So I'm standing at my desk in the ED, stirring in a pile of paperwork trying to figure out where I went wrong, when the charge nurse comes up and hands me a $50 gas/gift card
I say thanks, and pop it in my pocket, then I begin to wonder what I've really done wrong, so I ask what it's for....
She tells me I had a patient the other day that came in as a "Cardiac Alert" and that I managed to get the patient from door to cath lab in under 90 minutes.
Now I'm thinking... ok... so...? Then it's explained that anyone involved in a Cardiac Alert from the nurse, the Assts, LPN's, externs and everyone that lent a hand also got a card as a "Thanks" for a job well done, and it's been going on for a week now with excellent results. And in the words of my kids; OH... EMM... GEE!

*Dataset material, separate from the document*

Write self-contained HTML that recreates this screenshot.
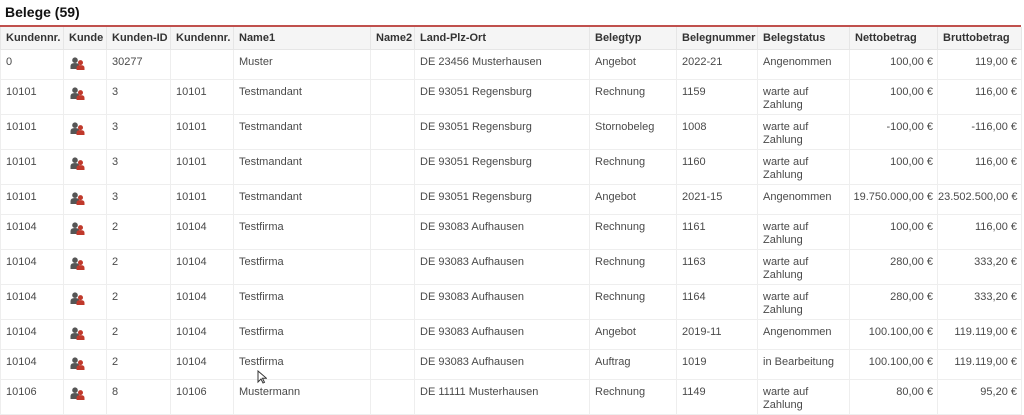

So now... I'm realizing that I made a special trip through the ER on said day to specifically thank certain people for helping, or in other words; thank those lazy sloths that never move; for finally moving. Now today it's Smackdown: Reality Series.
[So THAT explains the bum-rushing of the last few cardiac patients..... Figures.]
And now the obvious question.... is the well-intended "Thanks" possibly an unethical "motivation" for these dibwads that are never up and moving??? I mean, PAID EXTRA just for doing what you should have been doing in the first place???
They're darn near fighing for a spot at the bedside now, in order to sign the assist roster.
Is there an ethical dilema here??
Me thinks there is....
Sep 23, '07
Accidentally double-posted, so I'll use this space to explain that when the GWTG program is initiated, they've identified resistance to change as one of the barriers to providing better patient care in this area, and there are recommendations for overcoming these barriers.
Rewarding appropriate care is one of them. Here's that link:
For those of you who have already been adhering to these guidelines, wonderful! But unless everyone on the team is on board with this, patients will die.
IMO, if passing out a candy bar or two increase compliance to clinical methods that have proven to save lives, it's well worth the effort.